An irregular, irreverent, post-modern account of the surreal, the ordinary, and the bizarre happenings on and around the Felia lavender farm in Crete

Thursday, November 16, 2006

The love and pain that cannot speak their names.

Yesterday's piece was very supportively received and I thank you all for your sympathies. Now let me let you in on why I wrote it.

I was listening some time ago, maybe a week maybe a month to a radio programme where Louis Wolpert was talking about his depression. It was Radio4, courtesy of the internet broadcast of their "It's all in the mind" (or was it "A Good Read") programme, and the thing that caught my ear and started me to puzzle was Wolpert complaining that despite the fact that many authors have suffered from depression, and especially Virginia Woolf, and yet not a one of them has written about depression. He also brushed very briefly around the impact that living with a depressive can have on partners and family of the sufferer.

It can't have been months - I know that because I had just buggered my back - it must have been weeks. The forced inaction of the back injury allowed me focussed time to think. And when the pain was at its worst I tried to write about it. And couldn't. And wondered why. And spoke to G about how I was when I was in deepest pain. And I filed it all away.

Yesterday I found that I could write about it at last. Sitting achingly drinking coffee in Xania both before and after my painful session with our osteopath the thing began to form itself lucidly at last. It formed but it was immediately clear to me that what I could write was a washed out version of the reality. A word picture wherein the gamma correction of distance had faded it all out - focussed but undersaturated. And there I think is the key to the glaring omission that Wolpert bemoans: you cannot write at all when you are in the thing, the mood, the moment. You cannot write until you have a certain subjective distance from the thing, the mood, the moment. And then, what you can write is a pitiful shadow of the thing itself. Almost an insult to the subjective reality. Perhaps it is some kind of protection mechanism that the mind has. Perhaps it is the thing, be it pain physical or pain existential or pain psychological, is so foregrounded in the actual experience that there is not enough of you left to write it.

So yesterday's piece was actually about the unwritability of certain realities. A concrete demonstration if you will. That and a paean to the forebearance of G and the triumph of the will.
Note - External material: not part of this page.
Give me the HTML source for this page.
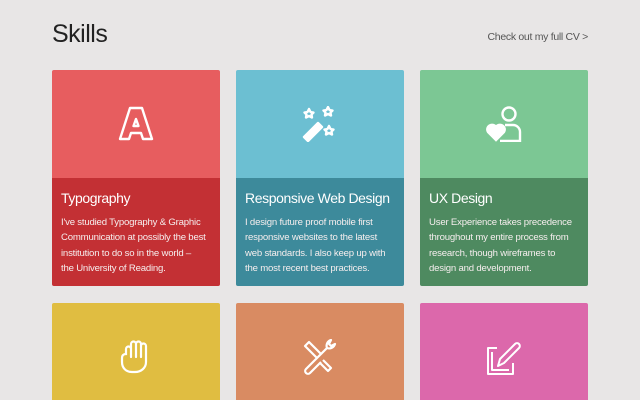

Lewis Wolpert is Professor of Biology as Applied to Medicine in the Department of Anatomy and Developmental Biology of University College, London. His research interests are in the mechanisms involved in the development of the embryo. He was originally trained as a civil engineer in South Africa but changed to research in cell biology at King's College, London in 1955. He was made a Fellow of the Royal Society in 1980 and awarded the CBE in 1990. He was made a Fellow of the Royal Society of Literature in 1999. He has presented science on both radio and TV and for five years, as Chairman of the Committee for the Public Understanding of Science.

His book Malignant Sadness: The Anatomy of Depression was published by Faber in 1999.